Frau Präsidentin! Meine Damen und Herren Abgeordnete! Ich beantrage, über die Ziffern I und II des Antrages getrennt abstimmen zu lassen. – Danke.

(Beifall vonseiten der Fraktionen der SPD und CDU)

Das Wort hat der Ab- geordnete Herr Suhr von der Fraktion BÜNDNIS 90/ DIE GRÜNEN.

(Zuruf von Stefan Köster, NPD)

Sehr geehrte Frau Präsidentin! Sehr geehrte Damen und Herren!
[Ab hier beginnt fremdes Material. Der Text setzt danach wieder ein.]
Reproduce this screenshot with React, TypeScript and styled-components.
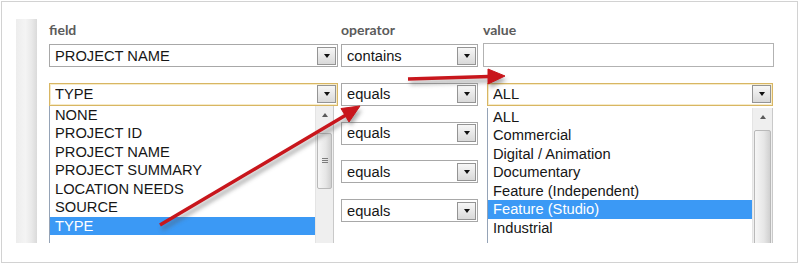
import styled, { createGlobalStyle } from "styled-components";

const GlobalStyle = createGlobalStyle`
  html, body {
    margin: 0;
    padding: 0;
    background: #fff;
  }
  body {
    font-family: "Liberation Sans", Arial, sans-serif;
  }
`;

const Frame = styled.div`
  position: relative;
  box-sizing: border-box;
  margin: 1px 0 0 1px;
  width: 797px;
  height: 262px;
  border: 1px solid #d2d2d2;
  padding: 17px 0 0 14px;
  overflow: hidden;
`;

const Panel = styled.div`
  display: flex;
  height: 224px;
  overflow: hidden;
`;

const Stripe = styled.div`
  width: 21px;
  flex-shrink: 0;
  background: linear-gradient(
    to right,
    #ededed 0,
    #f4f4f4 45%,
    #e9e9e9 75%,
    #dadada 100%
  );
`;

const Form = styled.div`
  margin-left: 12px;
  padding-top: 2px;
`;

const Row = styled.div`
  display: grid;
  grid-template-columns: 292px 142px 291px;
  height: 23px;
`;

const Header = styled(Row)`
  height: 17px;
`;

const Label = styled.span`
  font-family: Lato, "Open Sans", sans-serif;
  font-weight: 700;
  font-size: 14px;
  line-height: 17px;
  color: #5b5b5b;
`;

const Body = styled.div`
  display: flex;
  flex-direction: column;
  gap: 15.75px;
  margin-top: 6px;
`;

const Cell = styled.div`
  position: relative;
`;

const SelectBox = styled.div<{ $w: number; $focus?: boolean; $indent?: number }>`
  box-sizing: border-box;
  width: ${(p) => p.$w}px;
  height: 23px;
  margin-left: ${(p) => p.$indent ?? 0}px;
  display: flex;
  align-items: center;
  padding: 0 1px 0 5px;
  border: 1px solid ${(p) => (p.$focus ? "#d8b663" : "#a8a8a8")};
  box-shadow: ${(p) => (p.$focus ? "inset 0 0 0 1px #f6ebc9" : "none")};
  background: #fff;
  font-size: 14.7px;
  color: #161616;
`;

const SelectText = styled.span`
  flex: 1;
  white-space: nowrap;
  overflow: hidden;
`;

const DropButton = styled.span`
  box-sizing: border-box;
  width: 19px;
  height: 18px;
  display: flex;
  align-items: center;
  justify-content: center;
  border: 1px solid #949494;
  background: linear-gradient(#f7f7f7, #d9d9d9);

  &::after {
    content: "";
    border-left: 3.5px solid transparent;
    border-right: 3.5px solid transparent;
    border-top: 4px solid #111;
  }
`;

const TextInput = styled.div`
  box-sizing: border-box;
  width: 291px;
  height: 24px;
  margin-top: -1px;
  border: 1px solid #b2b2b2;
  background: #fff;
`;

const ListBox = styled.div<{ $w: number; $indent?: number; $top: number }>`
  position: absolute;
  top: ${(p) => p.$top}px;
  left: ${(p) => p.$indent ?? 0}px;
  z-index: 2;
  box-sizing: border-box;
  width: ${(p) => p.$w}px;
  height: 170px;
  display: flex;
  border-left: 1px solid #95a3b6;
  border-right: 1px solid #c9c9c9;
  background: #fff;
  font-size: 14.7px;
  color: #161616;
`;

const Items = styled.div`
  flex: 1;
`;

const Item = styled.div<{ $selected?: boolean }>`
  height: 18.5px;
  line-height: 18.5px;
  padding-left: 5px;
  white-space: nowrap;
  background: ${(p) => (p.$selected ? "#3b99f5" : "transparent")};
  color: ${(p) => (p.$selected ? "#fff" : "inherit")};
`;

const ScrollTrack = styled.div<{ $w: number }>`
  box-sizing: border-box;
  width: ${(p) => p.$w}px;
  flex-shrink: 0;
  padding: 0 1px;
  background: #efefef;
  border-left: 1px solid #e4e4e4;
`;

const ScrollArrow = styled.div`
  height: 19px;
  display: flex;
  align-items: center;
  justify-content: center;

  &::after {
    content: "";
    border-left: 3.5px solid transparent;
    border-right: 3.5px solid transparent;
    border-bottom: 4px solid #5a5a5a;
  }
`;

const ScrollThumb = styled.div<{ $top: number; $h: number }>`
  box-sizing: border-box;
  margin-top: ${(p) => p.$top}px;
  height: ${(p) => p.$h}px;
  display: flex;
  align-items: center;
  justify-content: center;
  border: 1px solid #b9b9b9;
  border-radius: 2px;
  background: linear-gradient(to right, #f6f6f6, #e6e6e6 60%, #d0d0d0);
`;

const Grip = styled.span`
  width: 6px;
  height: 5px;
  background: repeating-linear-gradient(#7c7c7c 0 1px, transparent 1px 2px);
`;

const Overlay = styled.svg`
  position: absolute;
  left: -2px;
  top: -2px;
  z-index: 5;
  pointer-events: none;
`;

const fields = [
  "NONE",
  "PROJECT ID",
  "PROJECT NAME",
  "PROJECT SUMMARY",
  "LOCATION NEEDS",
  "SOURCE",
  "TYPE",
];

const values = [
  "ALL",
  "Commercial",
  "Digital / Animation",
  "Documentary",
  "Feature (Independent)",
  "Feature (Studio)",
  "Industrial",
];

function Select({
  w,
  text,
  focus,
  indent,
}: {
  w: number;
  text: string;
  focus?: boolean;
  indent?: number;
}) {
  return (
    <SelectBox $w={w} $focus={focus} $indent={indent}>
      <SelectText>{text}</SelectText>
      <DropButton />
    </SelectBox>
  );
}

function List({
  w,
  top,
  items,
  selected,
  indent,
  bar,
  thumbTop,
  thumbH,
  grip,
}: {
  w: number;
  top: number;
  items: string[];
  selected: string;
  indent?: number;
  bar: number;
  thumbTop: number;
  thumbH: number;
  grip?: boolean;
}) {
  return (
    <ListBox $w={w} $indent={indent} $top={top}>
      <Items>
        {items.map((it) => (
          <Item key={it} $selected={it === selected}>
            {it}
          </Item>
        ))}
      </Items>
      <ScrollTrack $w={bar}>
        <ScrollArrow />
        <ScrollThumb $top={thumbTop} $h={thumbH}>
          {grip ? <Grip /> : null}
        </ScrollThumb>
      </ScrollTrack>
    </ListBox>
  );
}

function Arrows() {
  return (
    <Overlay width={800} height={264} viewBox="0 0 800 264">
      <defs>
        <filter id="soft" x="-20%" y="-20%" width="140%" height="140%">
          <feGaussianBlur stdDeviation="2" />
        </filter>
      </defs>
      <g transform="translate(2 4)" opacity="0.5" filter="url(#soft)">
        <line x1="160" y1="225" x2="346" y2="115" stroke="#555" strokeWidth="3.5" />
        <polygon points="360,106 349,122 341,108.5" fill="#555" />
        <line x1="408" y1="79" x2="489" y2="76.5" stroke="#555" strokeWidth="3.5" />
        <polygon points="505,76 488,69 488,84" fill="#555" />
      </g>
      <g fill="#c8161c" stroke="#c8161c">
        <line x1="160" y1="225" x2="346" y2="115" strokeWidth="3.5" />
        <polygon points="360,106 349,122 341,108.5" strokeWidth="1" />
        <line x1="408" y1="79" x2="489" y2="76.5" strokeWidth="3.5" />
        <polygon points="505,76 488,69 488,84" strokeWidth="1" />
      </g>
    </Overlay>
  );
}

export default function App() {
  return (
    <>
      <GlobalStyle />
      <Frame>
        <Panel>
          <Stripe />
          <Form>
            <Header>
              <Label>field</Label>
              <Label>operator</Label>
              <Label>value</Label>
            </Header>
            <Body>
              <Row>
                <Cell>
                  <Select w={289} text="PROJECT NAME" />
                </Cell>
                <Cell>
                  <Select w={137} text="contains" />
                </Cell>
                <Cell>
                  <TextInput />
                </Cell>
              </Row>
              <Row>
                <Cell>
                  <Select w={289} text="TYPE" focus />
                  <List
                    w={285}
                    top={23}
                    items={fields}
                    selected="TYPE"
                    bar={18}
                    thumbTop={8}
                    thumbH={56}
                    grip
                  />
                </Cell>
                <Cell>
                  <Select w={137} text="equals" />
                </Cell>
                <Cell>
                  <Select w={286} text="ALL" focus indent={4} />
                  <List
                    w={286}
                    top={25}
                    items={values}
                    selected="Feature (Studio)"
                    indent={4}
                    bar={20}
                    thumbTop={3}
                    thumbH={160}
                  />
                </Cell>
              </Row>
              {[0, 1, 2].map((i) => (
                <Row key={i}>
                  <Cell />
                  <Cell>
                    <Select w={137} text="equals" />
                  </Cell>
                  <Cell />
                </Row>
              ))}
            </Body>
          </Form>
        </Panel>
        <Arrows />
      </Frame>
    </>
  );
}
Die Fraktion BÜNDNIS 90 unterstützt den Antrag der Fraktion DIE LINKE. Wir tun dies vor allem deshalb aus ganzem Herzen,

(Udo Pastörs, NPD: Aus der Erfahrung der GRÜNEN-Vergangenheit, die maßgeblich Terroristen in ihrer Partei beherbergt haben.)

weil wir mit diesem Antrag …

Herr Pastörs, Ihr Gezeter, Ihr permanentes Gezeter an diesem Tagesordnungspunkt wird nicht dazu ausreichen,

(Udo Pastörs, NPD: Das interessiert mich gar nicht, was Sie dazu meinen.)

um von Ihrer Verantwortung zu den Geschehnissen abzulenken.

(Beifall vonseiten der Fraktionen der SPD und DIE LINKE – Udo Pastörs, NPD: Das interessiert mich überhaupt nicht.)